Pensar cada ataque individual como un hecho aislado es un error garrafal. Que hayan sido cometidos en lugares tan distantes y en momentos tan espaciados no debe inducirnos a pensar que son inconexos. El hilo que une a más de treinta grupos detectados como Al Qaeda, el EI, Hamás, Hezbollá, Boko Haram y todo el andamiaje de células y “lobos solitarios” es el fanatismo religioso profundo que da a la vida de cada seguidor el sentido de estar cumpliendo una misión divina.

En otras palabras, el ataque mortal contra el semanario Charlie Hebdo no es solamente un ataque a ese medio por haber publicado caricaturas sobre su profeta Mahoma, es un ataque a la libertad de opinión, a la libertad de prensa, es decir, a valores que son pilares de Occidente, por tanto, debe ser caracterizado como un ataque a la civilización occidental a la que tildan de moralmente degradada, pecaminosa y libertina.

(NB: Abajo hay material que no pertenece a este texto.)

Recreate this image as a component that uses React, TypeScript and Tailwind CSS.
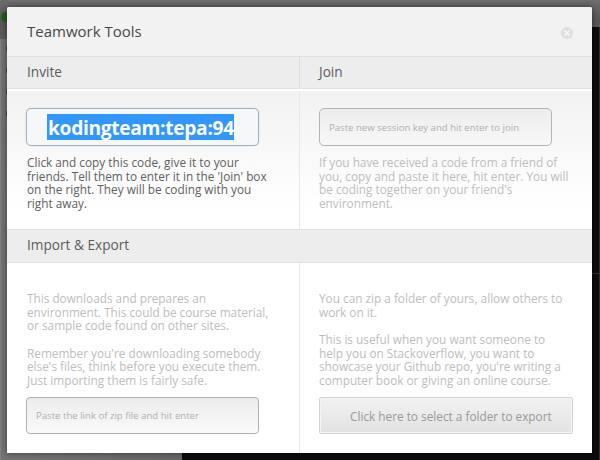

La Yihad le plantea esta guerra a Occidente aprovechando sus flaquezas. Una de ellas es la baja autoestima que las sociedades tienen de su democracia, sus libertades, de la república, la separación de poderes, la separación del Estado y la religión, la vida privada, la individualidad, los derechos humanos. Es notorio el descreimiento de amplios núcleos de la sociedad sobre lo que representa cada uno de esos valores constitutivos de nuestra cultura, sobre su historia conflictiva, sobre las dificultades vividas para convertirlas en realidades cotidianas.

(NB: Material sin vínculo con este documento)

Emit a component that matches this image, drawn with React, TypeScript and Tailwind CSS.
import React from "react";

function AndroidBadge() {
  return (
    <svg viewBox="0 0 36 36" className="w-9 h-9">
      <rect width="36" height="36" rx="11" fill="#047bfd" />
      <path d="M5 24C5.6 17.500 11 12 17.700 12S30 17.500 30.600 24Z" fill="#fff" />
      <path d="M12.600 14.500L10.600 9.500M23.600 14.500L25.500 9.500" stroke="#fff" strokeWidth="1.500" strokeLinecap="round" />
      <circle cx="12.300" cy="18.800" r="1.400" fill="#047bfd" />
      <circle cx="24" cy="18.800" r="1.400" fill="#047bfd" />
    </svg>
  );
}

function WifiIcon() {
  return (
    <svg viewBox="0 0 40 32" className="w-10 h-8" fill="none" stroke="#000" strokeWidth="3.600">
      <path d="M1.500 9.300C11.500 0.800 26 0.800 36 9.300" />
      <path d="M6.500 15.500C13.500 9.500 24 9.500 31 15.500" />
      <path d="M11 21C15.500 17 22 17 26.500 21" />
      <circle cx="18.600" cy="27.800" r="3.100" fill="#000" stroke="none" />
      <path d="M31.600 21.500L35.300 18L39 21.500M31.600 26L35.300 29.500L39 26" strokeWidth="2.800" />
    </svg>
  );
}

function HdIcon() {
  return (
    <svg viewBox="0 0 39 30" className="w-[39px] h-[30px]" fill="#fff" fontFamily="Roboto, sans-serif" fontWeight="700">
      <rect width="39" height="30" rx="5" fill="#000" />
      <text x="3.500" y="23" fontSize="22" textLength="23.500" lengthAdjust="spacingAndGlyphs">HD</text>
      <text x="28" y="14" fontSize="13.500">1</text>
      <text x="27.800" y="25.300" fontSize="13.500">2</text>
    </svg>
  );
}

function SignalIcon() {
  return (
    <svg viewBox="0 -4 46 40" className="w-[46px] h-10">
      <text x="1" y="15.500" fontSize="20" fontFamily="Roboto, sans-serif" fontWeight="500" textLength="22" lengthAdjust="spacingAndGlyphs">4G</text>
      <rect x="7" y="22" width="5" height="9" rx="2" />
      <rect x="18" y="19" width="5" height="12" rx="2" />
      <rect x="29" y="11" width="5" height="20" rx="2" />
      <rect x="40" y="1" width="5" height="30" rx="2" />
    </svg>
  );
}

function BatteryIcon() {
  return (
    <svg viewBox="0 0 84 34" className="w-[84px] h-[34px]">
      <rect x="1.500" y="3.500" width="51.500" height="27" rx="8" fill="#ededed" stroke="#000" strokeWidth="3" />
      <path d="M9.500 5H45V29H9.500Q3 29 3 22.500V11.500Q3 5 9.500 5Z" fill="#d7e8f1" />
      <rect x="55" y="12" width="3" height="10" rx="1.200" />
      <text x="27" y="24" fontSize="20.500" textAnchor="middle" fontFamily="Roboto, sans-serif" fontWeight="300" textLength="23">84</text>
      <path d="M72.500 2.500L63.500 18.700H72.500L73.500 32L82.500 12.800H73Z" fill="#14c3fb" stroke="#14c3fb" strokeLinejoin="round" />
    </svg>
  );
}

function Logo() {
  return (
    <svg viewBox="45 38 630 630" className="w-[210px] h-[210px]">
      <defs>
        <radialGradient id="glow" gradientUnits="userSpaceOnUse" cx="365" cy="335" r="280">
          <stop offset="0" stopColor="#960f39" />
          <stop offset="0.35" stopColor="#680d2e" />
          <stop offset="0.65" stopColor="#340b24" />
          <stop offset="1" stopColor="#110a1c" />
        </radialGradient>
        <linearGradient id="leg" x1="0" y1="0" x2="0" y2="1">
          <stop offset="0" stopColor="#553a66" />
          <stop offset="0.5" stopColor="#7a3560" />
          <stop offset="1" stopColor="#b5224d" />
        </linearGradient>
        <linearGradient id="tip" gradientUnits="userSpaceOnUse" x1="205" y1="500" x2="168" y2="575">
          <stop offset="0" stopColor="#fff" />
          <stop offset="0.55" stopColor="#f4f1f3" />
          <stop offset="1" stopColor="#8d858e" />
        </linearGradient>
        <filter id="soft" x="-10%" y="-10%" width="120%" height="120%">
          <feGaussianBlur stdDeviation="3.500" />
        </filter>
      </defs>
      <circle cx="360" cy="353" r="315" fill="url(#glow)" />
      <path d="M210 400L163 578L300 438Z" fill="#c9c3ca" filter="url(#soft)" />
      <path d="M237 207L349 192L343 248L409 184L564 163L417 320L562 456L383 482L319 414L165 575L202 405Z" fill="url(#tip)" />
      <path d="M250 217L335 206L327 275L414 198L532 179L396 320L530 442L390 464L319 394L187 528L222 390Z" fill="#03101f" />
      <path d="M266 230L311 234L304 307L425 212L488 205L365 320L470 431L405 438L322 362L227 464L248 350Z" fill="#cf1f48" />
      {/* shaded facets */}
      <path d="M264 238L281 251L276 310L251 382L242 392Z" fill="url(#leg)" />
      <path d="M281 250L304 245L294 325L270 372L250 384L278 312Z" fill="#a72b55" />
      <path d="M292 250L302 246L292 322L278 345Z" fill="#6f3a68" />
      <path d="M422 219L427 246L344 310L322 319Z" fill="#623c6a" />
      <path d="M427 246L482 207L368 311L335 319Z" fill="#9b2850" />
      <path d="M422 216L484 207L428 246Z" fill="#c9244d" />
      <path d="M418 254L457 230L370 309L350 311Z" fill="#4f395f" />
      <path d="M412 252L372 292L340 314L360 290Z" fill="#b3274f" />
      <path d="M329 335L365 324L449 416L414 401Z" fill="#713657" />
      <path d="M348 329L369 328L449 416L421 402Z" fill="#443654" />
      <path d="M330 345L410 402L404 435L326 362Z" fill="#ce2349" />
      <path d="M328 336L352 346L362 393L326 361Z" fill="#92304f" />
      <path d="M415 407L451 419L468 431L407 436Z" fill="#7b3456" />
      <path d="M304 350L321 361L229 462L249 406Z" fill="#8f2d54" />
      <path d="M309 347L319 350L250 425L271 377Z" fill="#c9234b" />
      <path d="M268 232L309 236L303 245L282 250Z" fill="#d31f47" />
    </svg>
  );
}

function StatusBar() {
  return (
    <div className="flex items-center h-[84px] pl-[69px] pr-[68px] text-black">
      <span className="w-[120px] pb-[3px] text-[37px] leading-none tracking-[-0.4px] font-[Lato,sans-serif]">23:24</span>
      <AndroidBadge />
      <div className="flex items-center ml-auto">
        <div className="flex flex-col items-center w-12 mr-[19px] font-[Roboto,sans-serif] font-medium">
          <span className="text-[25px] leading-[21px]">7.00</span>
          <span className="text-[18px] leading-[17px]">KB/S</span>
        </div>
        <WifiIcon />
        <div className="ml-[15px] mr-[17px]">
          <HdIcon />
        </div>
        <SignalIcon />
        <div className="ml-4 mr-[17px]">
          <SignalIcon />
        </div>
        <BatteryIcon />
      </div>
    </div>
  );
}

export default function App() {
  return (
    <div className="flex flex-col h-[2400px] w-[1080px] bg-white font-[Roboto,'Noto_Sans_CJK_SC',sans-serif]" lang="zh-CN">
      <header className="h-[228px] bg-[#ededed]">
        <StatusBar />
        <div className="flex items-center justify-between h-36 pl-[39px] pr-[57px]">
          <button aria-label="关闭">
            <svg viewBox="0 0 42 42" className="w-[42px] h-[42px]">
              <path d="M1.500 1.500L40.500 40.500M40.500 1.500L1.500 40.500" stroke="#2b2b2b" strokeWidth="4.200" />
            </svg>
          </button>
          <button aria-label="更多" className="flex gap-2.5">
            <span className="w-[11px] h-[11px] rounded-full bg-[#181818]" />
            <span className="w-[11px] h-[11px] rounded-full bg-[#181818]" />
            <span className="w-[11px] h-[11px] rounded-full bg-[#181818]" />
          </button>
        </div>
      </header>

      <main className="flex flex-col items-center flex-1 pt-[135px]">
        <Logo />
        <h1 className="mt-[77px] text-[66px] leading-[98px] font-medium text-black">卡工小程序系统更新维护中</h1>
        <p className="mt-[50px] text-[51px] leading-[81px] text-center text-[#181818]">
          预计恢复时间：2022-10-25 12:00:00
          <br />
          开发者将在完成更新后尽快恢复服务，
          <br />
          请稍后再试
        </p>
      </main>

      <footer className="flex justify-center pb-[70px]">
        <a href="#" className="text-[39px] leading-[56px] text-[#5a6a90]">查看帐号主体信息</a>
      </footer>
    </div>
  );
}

Y donde no hay autoestima o reconocimiento de lo que nos constituye hay debilidad y poca conciencia sobre el deber de defender esos valores y sobre la mejor manera de hacerlo, ya que el reino de las libertades en que nos desenvolvemos y encaramos nuestros problemas y dificultades supone el debate, consustancial a la diferencia y la discrepancia que riñe con el pensamiento único y la homogeneidad.

Los yihadistas pretenden que actuemos en contra de principios como la tolerancia. Les interesa que se formen sectores que apelen, como en Alemania, a la islamofobia, mientras las mayorías llaman a encarar el desafío desde la ley y la constitución y sin abjurar de los principios republicanos. Ellos saben, como el predicador inglés de origen musulmán, Anjem Choudari, que pueden valerse de las libertades para incitar a la yihad, despotricar contra Occidente y hacer apología de acciones crueles como las del estado islámico y la cometida contra Charlie en París al decir que “¡La libertad de expresión no se extiende a insultar a los profetas de Alá!” (elpais.es 08/01/2015).

Los gobiernos de Occidente, los partidos democráticos, los líderes religiosos, los medios y la ONU tienen la obligación de acordar las medidas conducentes a enfrentar de manera conjunta y planetaria esta forma de fanatismo. Occidente no puede seguir siendo prisionero de la angelical actitud de no castigar ni combatir a quienes hacen apología de la violencia y el terror. En ese empeño hay que comprometer a fondo a la dirigencia política y religiosa moderada de los países mayoritariamente musulmanes. Pues en últimas, la yihad es una amenaza a la paz mundial y a la convivencia pacífica entre las culturas y las naciones.